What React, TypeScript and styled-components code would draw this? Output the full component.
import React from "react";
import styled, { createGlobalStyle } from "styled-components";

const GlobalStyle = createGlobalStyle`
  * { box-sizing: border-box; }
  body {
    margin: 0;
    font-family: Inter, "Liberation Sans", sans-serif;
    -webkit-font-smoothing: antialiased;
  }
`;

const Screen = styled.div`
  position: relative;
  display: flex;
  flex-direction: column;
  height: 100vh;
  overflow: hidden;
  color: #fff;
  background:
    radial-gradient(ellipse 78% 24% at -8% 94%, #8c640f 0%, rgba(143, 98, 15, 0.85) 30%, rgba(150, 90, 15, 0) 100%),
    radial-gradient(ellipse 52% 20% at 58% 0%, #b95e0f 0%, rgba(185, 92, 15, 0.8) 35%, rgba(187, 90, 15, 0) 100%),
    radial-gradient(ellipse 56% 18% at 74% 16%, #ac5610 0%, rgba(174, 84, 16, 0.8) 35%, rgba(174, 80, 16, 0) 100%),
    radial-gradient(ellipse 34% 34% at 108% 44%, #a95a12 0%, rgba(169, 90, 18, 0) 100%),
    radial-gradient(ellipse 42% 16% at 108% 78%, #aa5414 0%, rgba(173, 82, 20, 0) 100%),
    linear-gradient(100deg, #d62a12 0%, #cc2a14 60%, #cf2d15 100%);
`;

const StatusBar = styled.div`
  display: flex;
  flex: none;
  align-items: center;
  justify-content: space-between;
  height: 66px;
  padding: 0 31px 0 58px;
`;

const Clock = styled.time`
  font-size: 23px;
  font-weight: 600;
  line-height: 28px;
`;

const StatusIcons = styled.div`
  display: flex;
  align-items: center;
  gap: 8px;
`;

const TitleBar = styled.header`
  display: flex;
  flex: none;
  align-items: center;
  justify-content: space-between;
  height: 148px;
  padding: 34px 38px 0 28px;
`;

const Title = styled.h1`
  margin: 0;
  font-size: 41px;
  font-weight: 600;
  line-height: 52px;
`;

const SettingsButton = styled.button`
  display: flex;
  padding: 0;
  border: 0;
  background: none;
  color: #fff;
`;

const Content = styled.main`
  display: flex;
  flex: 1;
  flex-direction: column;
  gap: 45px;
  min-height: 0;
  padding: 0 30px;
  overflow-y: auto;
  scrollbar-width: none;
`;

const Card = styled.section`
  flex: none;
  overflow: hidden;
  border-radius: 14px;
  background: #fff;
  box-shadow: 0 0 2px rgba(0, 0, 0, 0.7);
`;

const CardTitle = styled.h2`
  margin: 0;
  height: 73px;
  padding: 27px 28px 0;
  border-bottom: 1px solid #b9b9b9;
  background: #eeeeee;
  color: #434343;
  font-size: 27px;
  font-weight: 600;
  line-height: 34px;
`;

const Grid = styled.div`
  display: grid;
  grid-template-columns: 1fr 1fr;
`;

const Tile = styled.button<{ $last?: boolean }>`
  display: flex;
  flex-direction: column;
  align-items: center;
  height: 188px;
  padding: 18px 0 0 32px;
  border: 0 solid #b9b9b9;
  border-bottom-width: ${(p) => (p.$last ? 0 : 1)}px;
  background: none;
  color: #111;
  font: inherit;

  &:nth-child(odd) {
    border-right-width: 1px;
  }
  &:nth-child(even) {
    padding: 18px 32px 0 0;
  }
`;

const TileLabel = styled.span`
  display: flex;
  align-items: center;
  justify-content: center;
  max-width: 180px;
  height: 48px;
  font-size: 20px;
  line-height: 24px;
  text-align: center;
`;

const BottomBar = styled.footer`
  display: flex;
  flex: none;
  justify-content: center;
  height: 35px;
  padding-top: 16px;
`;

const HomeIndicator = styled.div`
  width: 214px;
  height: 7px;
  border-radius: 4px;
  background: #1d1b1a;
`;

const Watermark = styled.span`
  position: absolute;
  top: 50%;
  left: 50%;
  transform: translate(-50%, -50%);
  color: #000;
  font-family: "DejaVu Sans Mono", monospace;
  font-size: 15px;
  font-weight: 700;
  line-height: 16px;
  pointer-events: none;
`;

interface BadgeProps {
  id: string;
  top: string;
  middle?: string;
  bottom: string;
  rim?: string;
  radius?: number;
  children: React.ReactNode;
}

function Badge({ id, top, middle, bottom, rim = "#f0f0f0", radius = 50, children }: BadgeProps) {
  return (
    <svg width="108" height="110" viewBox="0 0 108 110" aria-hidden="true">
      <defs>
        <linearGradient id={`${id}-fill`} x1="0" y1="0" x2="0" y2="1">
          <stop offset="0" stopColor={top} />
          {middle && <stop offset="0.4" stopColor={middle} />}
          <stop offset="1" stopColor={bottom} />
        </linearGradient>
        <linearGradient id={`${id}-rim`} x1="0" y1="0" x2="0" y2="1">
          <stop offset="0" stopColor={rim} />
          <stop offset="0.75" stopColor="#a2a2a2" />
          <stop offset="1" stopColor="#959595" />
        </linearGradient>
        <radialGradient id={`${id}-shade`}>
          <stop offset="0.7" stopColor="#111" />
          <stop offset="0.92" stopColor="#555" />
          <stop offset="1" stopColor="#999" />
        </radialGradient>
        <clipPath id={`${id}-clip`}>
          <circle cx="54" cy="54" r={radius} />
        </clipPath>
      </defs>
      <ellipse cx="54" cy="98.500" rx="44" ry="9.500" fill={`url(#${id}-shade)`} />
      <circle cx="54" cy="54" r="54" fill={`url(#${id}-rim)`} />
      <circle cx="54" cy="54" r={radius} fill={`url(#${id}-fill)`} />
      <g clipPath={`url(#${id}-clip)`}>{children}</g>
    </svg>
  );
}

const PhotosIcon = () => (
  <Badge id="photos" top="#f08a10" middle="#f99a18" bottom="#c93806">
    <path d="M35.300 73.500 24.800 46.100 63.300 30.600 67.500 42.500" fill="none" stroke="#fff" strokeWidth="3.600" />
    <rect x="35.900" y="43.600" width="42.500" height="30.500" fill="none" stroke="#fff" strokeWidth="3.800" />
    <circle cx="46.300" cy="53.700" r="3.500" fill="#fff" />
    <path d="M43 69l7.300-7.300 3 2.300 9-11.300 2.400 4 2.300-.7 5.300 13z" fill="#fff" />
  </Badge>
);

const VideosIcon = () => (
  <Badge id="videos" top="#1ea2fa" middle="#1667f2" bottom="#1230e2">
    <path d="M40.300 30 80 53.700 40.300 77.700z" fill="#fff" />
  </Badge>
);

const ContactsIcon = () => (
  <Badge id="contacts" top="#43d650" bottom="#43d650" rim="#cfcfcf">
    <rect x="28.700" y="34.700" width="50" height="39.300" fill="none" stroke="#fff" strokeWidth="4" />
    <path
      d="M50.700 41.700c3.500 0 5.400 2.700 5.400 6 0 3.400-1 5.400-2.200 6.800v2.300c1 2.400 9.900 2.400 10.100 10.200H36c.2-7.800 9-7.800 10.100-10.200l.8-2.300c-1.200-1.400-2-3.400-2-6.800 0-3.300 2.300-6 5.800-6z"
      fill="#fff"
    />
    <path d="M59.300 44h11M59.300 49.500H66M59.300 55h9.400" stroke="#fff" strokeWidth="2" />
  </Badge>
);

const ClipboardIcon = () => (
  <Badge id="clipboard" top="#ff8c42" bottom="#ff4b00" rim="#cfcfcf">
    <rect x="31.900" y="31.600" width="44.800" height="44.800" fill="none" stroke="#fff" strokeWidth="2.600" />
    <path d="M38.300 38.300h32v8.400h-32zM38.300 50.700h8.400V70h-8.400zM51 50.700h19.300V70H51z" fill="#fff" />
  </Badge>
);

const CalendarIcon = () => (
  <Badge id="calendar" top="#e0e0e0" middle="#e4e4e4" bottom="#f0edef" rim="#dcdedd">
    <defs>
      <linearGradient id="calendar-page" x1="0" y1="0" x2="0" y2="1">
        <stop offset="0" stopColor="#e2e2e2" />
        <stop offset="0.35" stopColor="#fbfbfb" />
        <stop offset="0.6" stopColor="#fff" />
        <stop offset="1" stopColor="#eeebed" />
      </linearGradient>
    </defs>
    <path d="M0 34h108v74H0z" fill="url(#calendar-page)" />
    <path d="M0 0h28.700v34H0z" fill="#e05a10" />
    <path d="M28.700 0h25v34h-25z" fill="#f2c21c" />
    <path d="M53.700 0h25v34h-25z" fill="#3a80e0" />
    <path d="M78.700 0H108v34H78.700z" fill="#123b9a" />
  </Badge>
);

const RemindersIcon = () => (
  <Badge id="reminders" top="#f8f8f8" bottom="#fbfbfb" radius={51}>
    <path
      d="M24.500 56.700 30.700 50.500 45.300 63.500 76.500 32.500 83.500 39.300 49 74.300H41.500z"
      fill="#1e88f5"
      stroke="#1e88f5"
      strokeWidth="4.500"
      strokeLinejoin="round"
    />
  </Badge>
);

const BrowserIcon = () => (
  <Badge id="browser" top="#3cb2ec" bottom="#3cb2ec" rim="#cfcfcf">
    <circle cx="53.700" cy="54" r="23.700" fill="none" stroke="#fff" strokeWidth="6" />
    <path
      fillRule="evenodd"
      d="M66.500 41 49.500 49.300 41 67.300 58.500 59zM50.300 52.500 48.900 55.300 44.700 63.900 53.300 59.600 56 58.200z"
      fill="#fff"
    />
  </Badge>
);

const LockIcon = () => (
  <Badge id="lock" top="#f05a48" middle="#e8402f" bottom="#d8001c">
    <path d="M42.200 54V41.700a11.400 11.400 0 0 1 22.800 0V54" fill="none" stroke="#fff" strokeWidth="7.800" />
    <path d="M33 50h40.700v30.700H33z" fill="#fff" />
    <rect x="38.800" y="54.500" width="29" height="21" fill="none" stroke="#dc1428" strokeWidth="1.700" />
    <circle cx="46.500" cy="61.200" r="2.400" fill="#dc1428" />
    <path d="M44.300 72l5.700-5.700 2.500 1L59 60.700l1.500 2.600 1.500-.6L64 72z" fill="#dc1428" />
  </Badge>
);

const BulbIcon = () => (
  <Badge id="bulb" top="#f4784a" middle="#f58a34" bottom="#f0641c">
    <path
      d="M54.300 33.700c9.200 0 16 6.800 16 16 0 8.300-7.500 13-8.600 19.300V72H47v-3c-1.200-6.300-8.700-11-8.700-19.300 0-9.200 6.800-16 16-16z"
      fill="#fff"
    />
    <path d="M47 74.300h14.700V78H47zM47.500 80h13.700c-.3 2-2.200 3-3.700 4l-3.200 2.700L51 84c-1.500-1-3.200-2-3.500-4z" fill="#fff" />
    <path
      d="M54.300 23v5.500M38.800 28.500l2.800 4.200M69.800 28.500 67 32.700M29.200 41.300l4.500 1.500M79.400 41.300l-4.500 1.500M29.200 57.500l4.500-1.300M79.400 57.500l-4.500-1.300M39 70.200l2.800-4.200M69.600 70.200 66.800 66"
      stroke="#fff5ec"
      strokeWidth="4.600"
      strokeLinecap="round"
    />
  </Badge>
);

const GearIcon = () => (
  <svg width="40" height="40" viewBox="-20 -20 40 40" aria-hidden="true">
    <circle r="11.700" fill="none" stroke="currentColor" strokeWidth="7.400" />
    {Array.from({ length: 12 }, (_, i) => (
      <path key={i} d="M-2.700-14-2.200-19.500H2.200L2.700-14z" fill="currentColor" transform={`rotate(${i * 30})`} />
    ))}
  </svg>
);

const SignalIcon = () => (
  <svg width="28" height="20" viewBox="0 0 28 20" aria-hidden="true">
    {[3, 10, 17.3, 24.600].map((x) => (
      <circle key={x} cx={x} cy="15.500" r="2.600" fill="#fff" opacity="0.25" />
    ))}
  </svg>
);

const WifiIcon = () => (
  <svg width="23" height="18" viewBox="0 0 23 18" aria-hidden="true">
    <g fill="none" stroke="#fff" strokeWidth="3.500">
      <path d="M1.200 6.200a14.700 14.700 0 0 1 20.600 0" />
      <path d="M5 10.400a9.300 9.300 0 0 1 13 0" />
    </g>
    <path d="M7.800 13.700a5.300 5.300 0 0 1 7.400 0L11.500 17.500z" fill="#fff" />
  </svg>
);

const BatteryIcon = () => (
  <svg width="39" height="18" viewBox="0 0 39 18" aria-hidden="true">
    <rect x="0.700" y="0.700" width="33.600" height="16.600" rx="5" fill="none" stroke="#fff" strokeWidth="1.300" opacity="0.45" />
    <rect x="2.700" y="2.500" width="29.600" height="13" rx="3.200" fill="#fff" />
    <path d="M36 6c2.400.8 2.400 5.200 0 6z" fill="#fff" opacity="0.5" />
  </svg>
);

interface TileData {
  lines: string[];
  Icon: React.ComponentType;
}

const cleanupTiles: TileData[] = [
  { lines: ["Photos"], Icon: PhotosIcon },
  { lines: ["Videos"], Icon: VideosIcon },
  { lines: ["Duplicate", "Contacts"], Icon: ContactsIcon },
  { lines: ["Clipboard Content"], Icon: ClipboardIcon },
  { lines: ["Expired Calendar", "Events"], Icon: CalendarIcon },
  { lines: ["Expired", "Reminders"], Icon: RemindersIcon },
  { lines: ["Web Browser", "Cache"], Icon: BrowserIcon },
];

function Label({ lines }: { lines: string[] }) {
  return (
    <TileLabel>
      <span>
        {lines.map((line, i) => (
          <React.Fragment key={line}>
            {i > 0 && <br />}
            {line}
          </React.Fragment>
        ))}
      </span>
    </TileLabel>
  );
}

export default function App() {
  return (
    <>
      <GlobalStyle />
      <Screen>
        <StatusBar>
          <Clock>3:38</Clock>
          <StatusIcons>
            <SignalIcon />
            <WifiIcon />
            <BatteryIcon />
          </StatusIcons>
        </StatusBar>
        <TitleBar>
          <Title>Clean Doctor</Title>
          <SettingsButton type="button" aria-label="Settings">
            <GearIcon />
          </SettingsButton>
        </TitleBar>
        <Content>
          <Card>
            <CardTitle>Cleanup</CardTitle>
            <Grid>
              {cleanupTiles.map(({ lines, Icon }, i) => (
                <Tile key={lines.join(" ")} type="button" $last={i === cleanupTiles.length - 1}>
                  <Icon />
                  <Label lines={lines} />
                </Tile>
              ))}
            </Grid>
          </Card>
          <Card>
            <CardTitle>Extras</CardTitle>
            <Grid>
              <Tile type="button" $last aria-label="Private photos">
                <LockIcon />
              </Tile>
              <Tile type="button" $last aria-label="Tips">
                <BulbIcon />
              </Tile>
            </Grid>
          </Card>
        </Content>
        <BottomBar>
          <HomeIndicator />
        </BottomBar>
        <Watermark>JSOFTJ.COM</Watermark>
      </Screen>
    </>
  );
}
---
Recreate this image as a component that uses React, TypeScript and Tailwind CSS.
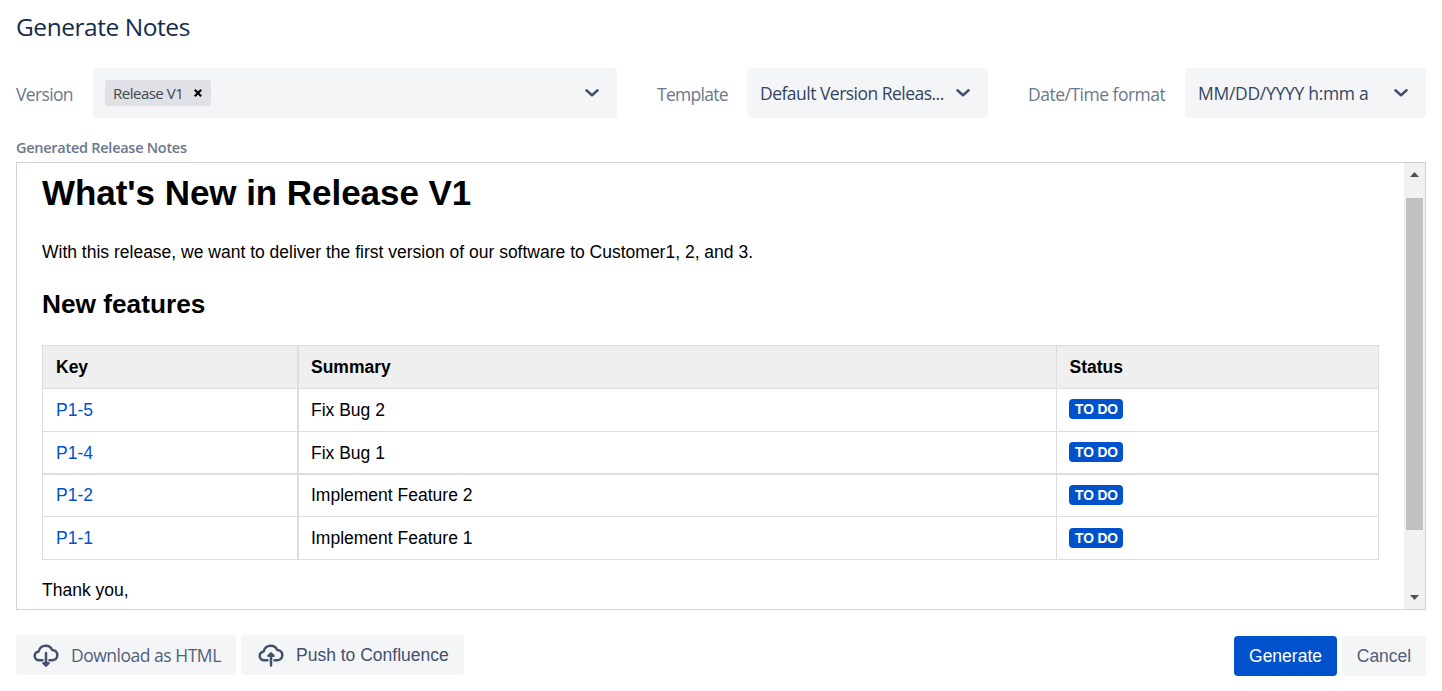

◆ The problem ◆
Pull out every line holding "React" from the records above, and copy it.

◆ In response ◆
What React, TypeScript and styled-components code would draw this? Output the full component.
import React from "react";
  children: React.ReactNode;
  Icon: React.ComponentType;
          <React.Fragment key={line}>
          </React.Fragment>
Recreate this image as a component that uses React, TypeScript and Tailwind CSS.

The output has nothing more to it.